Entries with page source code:
-------------------------
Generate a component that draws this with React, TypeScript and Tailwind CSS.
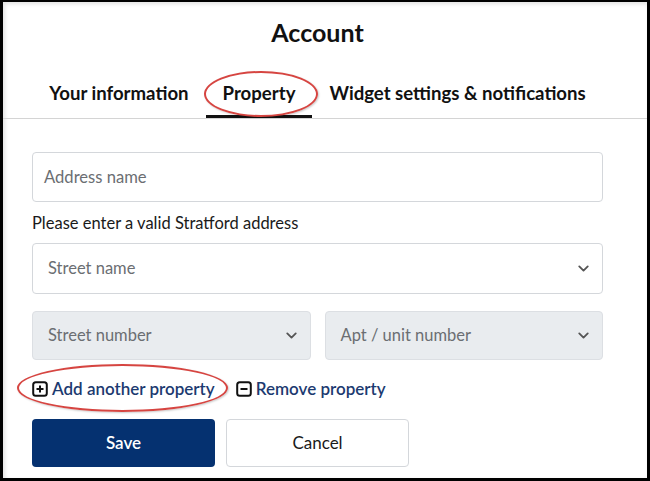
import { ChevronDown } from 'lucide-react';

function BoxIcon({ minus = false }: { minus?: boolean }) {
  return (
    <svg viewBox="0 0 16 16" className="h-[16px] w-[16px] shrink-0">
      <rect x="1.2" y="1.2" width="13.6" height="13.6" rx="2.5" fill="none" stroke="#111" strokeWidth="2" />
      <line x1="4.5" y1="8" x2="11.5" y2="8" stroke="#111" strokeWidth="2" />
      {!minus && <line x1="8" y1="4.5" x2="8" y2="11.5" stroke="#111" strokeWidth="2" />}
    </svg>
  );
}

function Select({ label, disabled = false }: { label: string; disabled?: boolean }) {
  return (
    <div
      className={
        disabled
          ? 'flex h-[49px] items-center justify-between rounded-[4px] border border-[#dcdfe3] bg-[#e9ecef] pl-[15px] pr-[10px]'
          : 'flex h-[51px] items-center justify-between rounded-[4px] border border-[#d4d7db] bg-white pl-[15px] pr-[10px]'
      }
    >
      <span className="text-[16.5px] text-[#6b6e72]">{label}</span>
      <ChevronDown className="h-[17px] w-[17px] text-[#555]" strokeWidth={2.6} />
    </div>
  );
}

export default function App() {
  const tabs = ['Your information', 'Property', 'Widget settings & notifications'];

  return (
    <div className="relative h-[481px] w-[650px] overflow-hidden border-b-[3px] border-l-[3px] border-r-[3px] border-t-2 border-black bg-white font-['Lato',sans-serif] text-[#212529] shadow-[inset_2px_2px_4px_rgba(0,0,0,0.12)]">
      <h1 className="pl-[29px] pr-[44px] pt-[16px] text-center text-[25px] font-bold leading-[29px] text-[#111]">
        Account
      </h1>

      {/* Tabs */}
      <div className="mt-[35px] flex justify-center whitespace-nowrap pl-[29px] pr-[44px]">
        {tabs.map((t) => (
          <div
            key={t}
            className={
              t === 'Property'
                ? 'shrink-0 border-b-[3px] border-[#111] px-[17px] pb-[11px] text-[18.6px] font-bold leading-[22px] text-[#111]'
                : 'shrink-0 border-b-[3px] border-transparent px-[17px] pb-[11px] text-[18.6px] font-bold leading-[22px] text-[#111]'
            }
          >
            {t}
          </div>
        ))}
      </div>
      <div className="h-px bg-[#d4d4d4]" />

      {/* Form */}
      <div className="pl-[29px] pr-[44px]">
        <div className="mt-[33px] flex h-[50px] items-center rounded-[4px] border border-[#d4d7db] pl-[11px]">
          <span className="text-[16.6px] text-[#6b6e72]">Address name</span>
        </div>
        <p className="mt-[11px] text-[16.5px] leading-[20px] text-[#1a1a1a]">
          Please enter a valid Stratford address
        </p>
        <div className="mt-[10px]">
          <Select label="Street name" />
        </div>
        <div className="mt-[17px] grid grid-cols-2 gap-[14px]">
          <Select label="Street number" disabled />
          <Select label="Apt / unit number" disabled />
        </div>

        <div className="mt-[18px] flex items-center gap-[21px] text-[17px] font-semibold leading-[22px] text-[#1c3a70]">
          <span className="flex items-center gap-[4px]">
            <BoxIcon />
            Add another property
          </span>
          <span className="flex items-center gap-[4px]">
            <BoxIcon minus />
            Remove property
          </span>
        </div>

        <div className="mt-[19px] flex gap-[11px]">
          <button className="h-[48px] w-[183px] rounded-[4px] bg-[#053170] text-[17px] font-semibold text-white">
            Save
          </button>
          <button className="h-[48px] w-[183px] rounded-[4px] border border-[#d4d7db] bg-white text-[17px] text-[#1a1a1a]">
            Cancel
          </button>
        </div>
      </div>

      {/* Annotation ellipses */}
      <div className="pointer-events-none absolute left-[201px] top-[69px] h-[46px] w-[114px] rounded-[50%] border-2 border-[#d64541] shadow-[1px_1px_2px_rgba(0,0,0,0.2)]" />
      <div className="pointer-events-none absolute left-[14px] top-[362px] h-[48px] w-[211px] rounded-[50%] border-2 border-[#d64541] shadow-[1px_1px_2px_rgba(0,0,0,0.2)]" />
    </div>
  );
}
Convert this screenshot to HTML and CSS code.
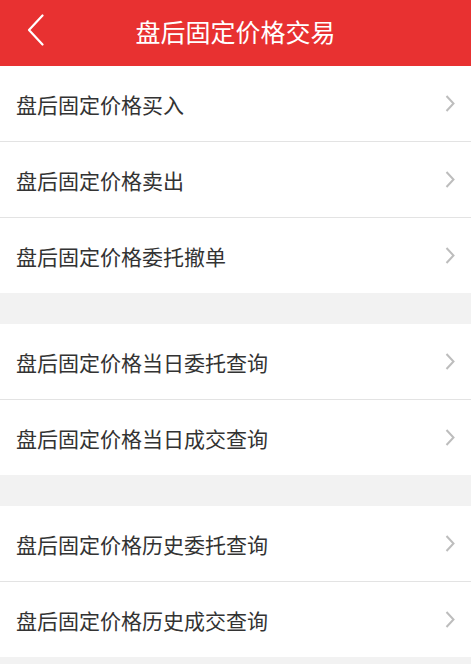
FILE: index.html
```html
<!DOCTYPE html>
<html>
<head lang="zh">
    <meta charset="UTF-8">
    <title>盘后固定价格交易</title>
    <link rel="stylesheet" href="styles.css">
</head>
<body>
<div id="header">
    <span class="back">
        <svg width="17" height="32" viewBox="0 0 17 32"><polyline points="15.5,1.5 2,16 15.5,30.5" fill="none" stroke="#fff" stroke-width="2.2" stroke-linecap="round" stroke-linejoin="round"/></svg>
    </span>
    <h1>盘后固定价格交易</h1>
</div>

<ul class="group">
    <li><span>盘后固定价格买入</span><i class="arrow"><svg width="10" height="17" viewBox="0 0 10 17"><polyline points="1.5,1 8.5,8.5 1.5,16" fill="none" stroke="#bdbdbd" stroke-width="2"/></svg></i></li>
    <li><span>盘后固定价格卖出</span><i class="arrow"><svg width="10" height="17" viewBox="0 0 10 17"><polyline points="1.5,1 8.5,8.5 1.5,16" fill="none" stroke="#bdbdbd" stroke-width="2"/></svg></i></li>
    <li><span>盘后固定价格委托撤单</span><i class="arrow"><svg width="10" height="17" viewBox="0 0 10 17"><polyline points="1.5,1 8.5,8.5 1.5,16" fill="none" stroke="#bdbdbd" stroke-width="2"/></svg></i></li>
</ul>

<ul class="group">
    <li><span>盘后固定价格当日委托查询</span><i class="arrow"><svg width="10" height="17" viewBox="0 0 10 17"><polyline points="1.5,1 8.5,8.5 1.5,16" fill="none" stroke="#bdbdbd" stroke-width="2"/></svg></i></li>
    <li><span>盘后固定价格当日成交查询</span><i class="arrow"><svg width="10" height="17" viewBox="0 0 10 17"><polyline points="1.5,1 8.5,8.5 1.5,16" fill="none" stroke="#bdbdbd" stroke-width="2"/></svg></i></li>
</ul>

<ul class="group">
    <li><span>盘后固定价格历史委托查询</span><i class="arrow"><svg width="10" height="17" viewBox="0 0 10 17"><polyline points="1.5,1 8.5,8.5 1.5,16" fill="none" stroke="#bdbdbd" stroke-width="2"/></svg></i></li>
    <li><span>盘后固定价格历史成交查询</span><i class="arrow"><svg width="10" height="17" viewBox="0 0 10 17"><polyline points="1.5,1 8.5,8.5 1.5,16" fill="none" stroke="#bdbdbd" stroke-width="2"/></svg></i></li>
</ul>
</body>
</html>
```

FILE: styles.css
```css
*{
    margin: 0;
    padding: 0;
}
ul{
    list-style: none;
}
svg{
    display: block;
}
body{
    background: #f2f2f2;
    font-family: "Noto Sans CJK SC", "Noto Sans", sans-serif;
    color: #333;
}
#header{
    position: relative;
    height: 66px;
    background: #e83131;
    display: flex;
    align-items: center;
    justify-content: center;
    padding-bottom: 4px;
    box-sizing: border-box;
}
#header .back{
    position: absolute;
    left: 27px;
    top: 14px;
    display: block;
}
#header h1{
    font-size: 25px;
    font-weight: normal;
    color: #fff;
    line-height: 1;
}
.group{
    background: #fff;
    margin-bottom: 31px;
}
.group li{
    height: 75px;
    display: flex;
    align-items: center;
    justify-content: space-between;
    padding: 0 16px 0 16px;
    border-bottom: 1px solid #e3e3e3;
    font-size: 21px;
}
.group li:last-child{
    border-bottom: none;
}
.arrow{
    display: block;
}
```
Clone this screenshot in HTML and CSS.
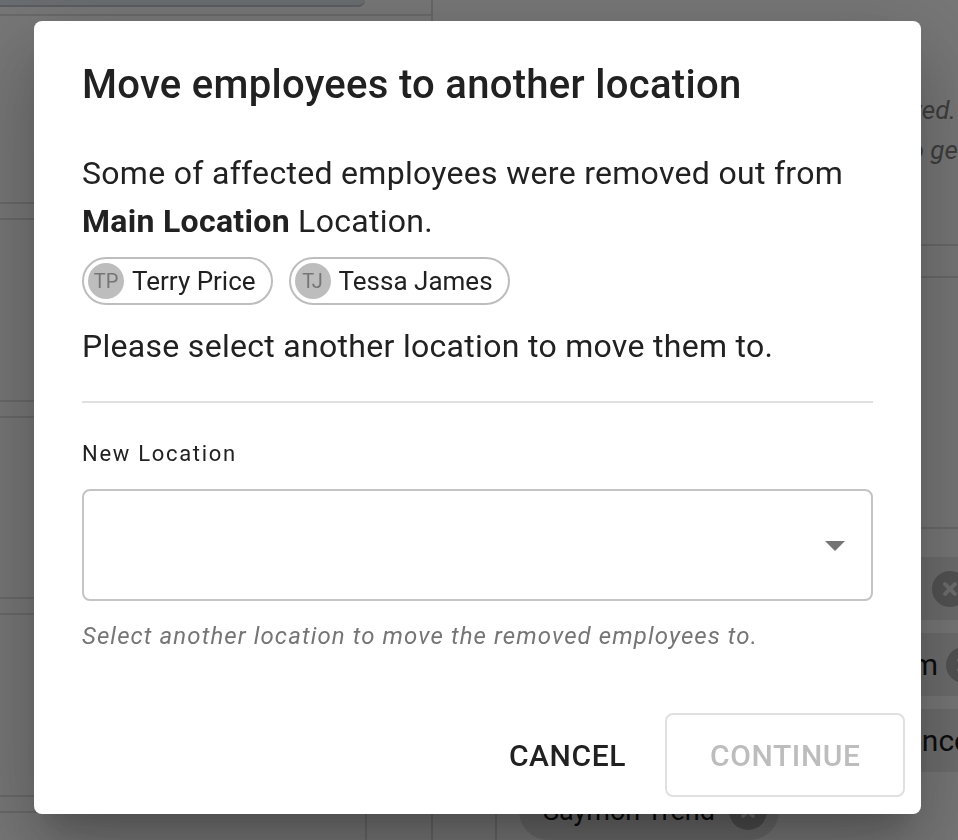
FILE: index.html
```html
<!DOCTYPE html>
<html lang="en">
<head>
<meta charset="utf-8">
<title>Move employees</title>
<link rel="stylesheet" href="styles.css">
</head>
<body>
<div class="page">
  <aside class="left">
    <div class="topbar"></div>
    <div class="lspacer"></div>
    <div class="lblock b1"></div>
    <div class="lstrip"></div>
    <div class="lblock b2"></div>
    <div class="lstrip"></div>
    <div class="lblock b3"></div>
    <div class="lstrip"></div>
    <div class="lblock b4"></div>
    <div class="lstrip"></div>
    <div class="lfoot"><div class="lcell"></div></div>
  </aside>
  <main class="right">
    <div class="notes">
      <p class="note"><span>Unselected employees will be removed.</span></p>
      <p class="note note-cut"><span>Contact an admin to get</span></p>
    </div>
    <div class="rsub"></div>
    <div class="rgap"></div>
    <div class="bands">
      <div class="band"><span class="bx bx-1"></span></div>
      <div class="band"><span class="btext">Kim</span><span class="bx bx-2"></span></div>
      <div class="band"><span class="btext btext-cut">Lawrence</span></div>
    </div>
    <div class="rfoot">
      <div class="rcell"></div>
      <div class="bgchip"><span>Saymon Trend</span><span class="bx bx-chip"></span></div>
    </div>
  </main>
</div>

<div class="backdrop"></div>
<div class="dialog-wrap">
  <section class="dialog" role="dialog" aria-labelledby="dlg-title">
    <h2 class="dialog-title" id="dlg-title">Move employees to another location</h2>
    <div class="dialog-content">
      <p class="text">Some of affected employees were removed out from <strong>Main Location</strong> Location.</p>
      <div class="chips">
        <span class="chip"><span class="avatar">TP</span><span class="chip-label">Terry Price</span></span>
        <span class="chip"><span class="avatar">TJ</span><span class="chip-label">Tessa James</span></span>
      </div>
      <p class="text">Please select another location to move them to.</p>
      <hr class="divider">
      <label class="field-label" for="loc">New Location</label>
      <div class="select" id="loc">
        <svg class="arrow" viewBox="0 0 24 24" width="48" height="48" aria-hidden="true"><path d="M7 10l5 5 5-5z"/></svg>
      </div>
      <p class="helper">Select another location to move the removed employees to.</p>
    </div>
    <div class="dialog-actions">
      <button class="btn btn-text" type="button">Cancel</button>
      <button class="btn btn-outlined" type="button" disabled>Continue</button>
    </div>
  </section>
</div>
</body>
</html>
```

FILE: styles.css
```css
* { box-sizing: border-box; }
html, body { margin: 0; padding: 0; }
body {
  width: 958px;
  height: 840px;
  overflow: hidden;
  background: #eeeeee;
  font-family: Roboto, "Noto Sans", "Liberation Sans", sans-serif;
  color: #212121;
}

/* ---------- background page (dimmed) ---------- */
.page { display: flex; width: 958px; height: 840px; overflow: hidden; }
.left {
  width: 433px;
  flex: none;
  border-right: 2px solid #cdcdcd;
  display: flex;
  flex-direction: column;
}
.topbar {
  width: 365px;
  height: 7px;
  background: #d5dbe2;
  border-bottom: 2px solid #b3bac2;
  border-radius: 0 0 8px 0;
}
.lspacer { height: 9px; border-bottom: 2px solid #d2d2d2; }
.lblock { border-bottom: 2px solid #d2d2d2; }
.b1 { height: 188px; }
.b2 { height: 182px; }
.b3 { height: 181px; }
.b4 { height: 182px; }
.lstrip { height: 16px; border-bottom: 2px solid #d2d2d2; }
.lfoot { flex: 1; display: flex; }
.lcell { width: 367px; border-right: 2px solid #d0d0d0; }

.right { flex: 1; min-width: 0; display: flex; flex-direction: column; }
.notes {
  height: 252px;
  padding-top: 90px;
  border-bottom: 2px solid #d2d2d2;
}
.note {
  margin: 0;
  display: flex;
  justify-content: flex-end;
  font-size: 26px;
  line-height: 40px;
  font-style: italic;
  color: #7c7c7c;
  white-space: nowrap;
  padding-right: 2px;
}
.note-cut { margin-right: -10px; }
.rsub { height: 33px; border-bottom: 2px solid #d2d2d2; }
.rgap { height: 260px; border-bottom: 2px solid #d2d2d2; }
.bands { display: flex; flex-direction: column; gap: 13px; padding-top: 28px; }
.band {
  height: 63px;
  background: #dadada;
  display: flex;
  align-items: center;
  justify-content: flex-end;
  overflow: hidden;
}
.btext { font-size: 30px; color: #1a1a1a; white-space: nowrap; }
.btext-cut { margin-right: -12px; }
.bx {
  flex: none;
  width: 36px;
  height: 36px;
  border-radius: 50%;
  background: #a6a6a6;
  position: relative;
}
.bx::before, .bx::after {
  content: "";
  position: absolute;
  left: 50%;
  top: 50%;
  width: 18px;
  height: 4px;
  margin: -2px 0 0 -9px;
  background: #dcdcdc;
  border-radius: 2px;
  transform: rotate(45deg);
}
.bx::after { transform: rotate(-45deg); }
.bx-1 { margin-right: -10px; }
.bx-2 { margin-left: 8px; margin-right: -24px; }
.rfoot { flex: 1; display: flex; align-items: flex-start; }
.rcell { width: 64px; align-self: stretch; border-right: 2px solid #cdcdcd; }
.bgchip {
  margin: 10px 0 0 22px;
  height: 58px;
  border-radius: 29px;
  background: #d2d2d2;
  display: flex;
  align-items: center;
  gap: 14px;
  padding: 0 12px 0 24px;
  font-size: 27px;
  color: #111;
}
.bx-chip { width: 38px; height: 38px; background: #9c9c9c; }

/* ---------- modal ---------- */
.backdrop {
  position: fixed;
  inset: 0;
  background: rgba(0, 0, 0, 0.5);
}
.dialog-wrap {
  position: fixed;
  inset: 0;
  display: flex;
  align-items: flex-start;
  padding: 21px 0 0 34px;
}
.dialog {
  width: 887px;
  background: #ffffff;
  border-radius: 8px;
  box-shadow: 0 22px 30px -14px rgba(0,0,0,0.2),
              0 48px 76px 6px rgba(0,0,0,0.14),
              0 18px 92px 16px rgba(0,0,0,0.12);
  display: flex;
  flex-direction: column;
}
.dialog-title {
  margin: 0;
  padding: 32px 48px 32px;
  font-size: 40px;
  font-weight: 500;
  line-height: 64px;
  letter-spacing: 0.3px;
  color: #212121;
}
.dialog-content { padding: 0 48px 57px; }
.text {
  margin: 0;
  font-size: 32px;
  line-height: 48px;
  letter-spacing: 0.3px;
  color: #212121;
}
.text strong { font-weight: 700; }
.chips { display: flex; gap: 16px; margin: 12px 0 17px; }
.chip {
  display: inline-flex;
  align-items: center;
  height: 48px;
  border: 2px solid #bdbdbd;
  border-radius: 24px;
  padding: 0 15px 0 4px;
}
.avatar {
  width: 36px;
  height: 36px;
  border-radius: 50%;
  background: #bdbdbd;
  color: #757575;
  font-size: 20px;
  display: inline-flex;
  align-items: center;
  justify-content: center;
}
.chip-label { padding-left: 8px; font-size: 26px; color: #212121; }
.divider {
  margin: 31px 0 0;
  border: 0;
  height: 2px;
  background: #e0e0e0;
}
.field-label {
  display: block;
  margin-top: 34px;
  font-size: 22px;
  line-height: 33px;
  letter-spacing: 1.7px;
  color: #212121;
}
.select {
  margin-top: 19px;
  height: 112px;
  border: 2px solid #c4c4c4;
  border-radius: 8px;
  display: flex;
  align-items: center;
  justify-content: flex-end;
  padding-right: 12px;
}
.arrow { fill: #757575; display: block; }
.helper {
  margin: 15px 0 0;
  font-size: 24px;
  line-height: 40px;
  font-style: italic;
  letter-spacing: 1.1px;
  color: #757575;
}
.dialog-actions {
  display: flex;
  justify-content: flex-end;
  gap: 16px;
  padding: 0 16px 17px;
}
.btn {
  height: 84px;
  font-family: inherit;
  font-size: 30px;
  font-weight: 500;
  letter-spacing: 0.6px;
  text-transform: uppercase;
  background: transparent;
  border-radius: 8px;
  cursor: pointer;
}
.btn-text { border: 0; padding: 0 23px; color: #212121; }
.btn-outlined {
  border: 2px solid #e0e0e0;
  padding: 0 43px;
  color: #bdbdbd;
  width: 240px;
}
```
-------------------------
## What the task requires
Determine the count of lines in the data above with the string "screenshot" in them, and give that count alone.

## The result
2